The trick actually works if the chroot happens after the program has finished loading the shared libraries it needs. The problem is that I can't find a way to detect when this actually happens from the other process. Is there any way?


Solution

  • You can use a preload library with a function executed just prior to main(), a helper binary with CAP_SYS_CHROOT permitted filesystem capability, and an Unix domain socket pair between the two.

    The helper binary creates the socket pair, then uses clone(CLONE_FS) to fork a helper process that shares the file system information, sets LD_PRELOAD to load the preload library, and executes the sandboxed binary. (exec resets the capabilities per the sandboxed binary filesystem capabilities, so the sandboxed binary will not have any extra privileges at all.)

    The helper process adds CAP_SYS_CHROOT to the effective set, waits for the sandboxed binary (preload library) to notify it via the socket, calls chroot(), and notifies the sandboxed binary (preload library) of success.

    Note: There is absolutely no need to mark the helper binary setuid root, or to give the sandboxed binary any capabilities or privileges. We can do this with minimal privileges: CAP_SYS_CHROOT capability is sufficient.

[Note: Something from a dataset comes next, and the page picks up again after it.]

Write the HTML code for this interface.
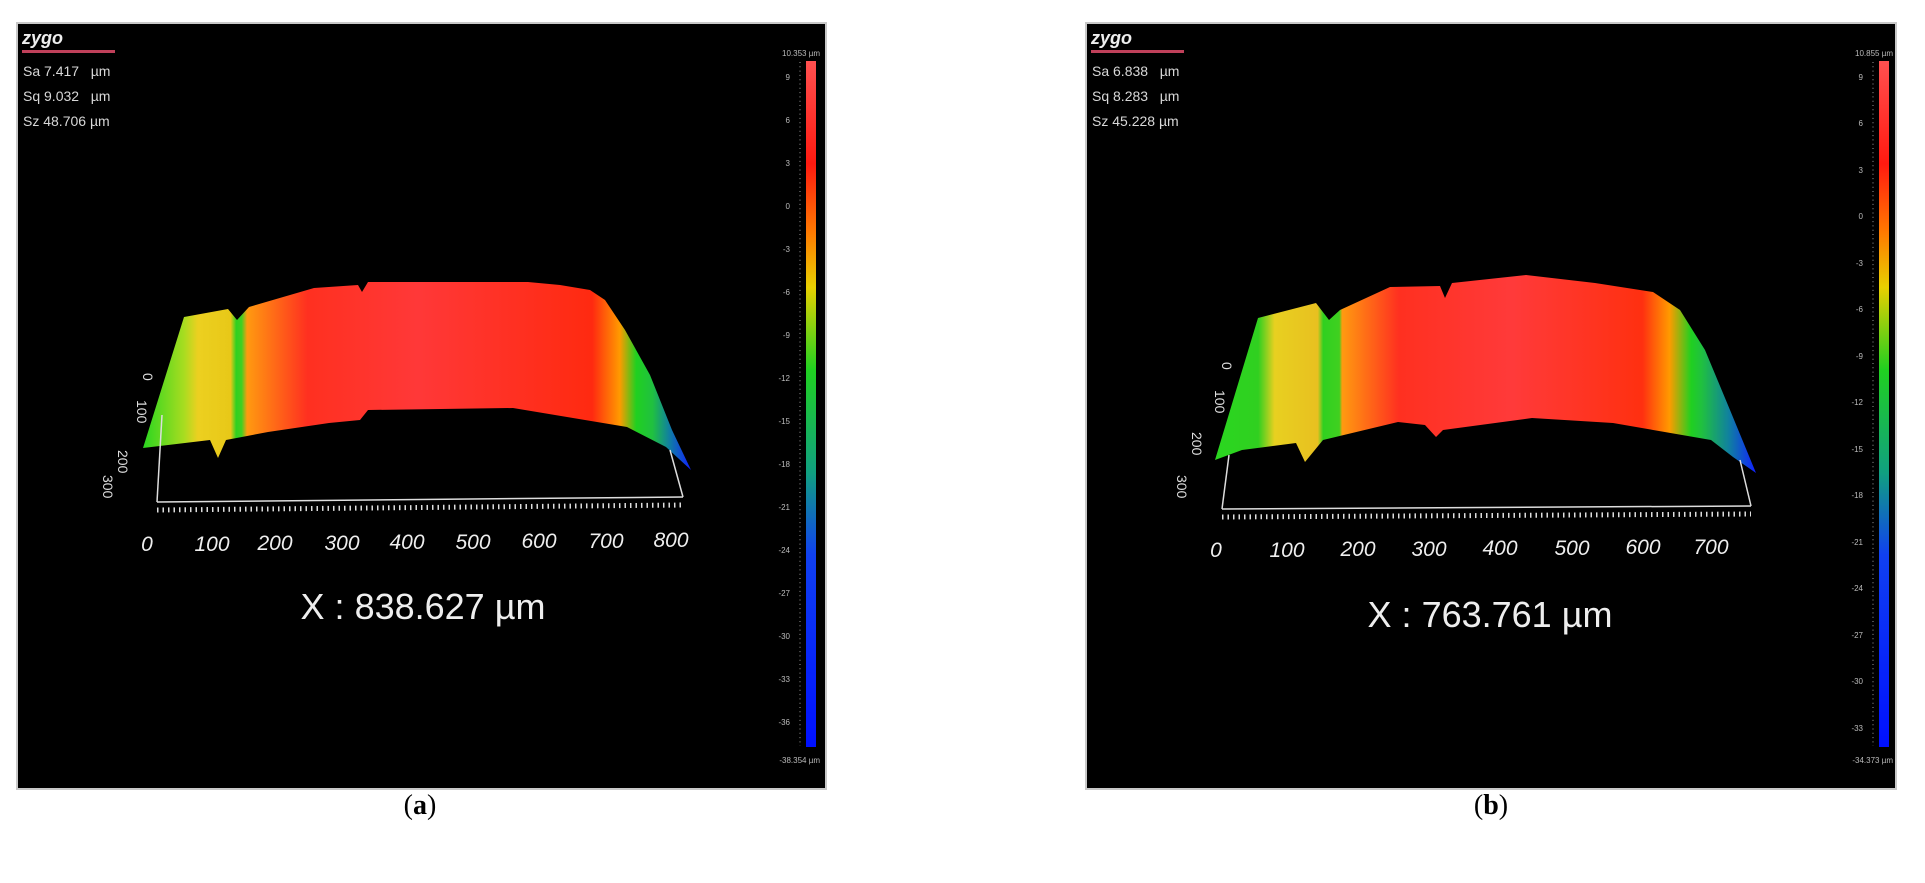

    I prefer to add the capability to the binary only into the permitted set, so that the binary itself has to add the capability to the effective set before chroot() works. I feel this approach reduces the effects of possible installation/administrator errors. If you disagree, feel free to omit the corresponding code from exec.c, and use =pe instead of =p in the setcap command in Makefile.

    The neat thing here is that the preload library could also interpose desired C functions, and use the unix domain socket to obtain the necessary information from the helper process; you can even use SCM_RIGHTS ancillary messages to transfer file descriptors from outside the chroot to the sandboxed binary. (In essence, this is what fakeroot does, but in reverse: instead of faking a chrooted environment, you can pick and choose which files the sandboxed binary can access from outside the chroot environment.) Just have the helper process stay alive as long as the other end of the socket is still open, so it'll exit after the sandboxed binary exits.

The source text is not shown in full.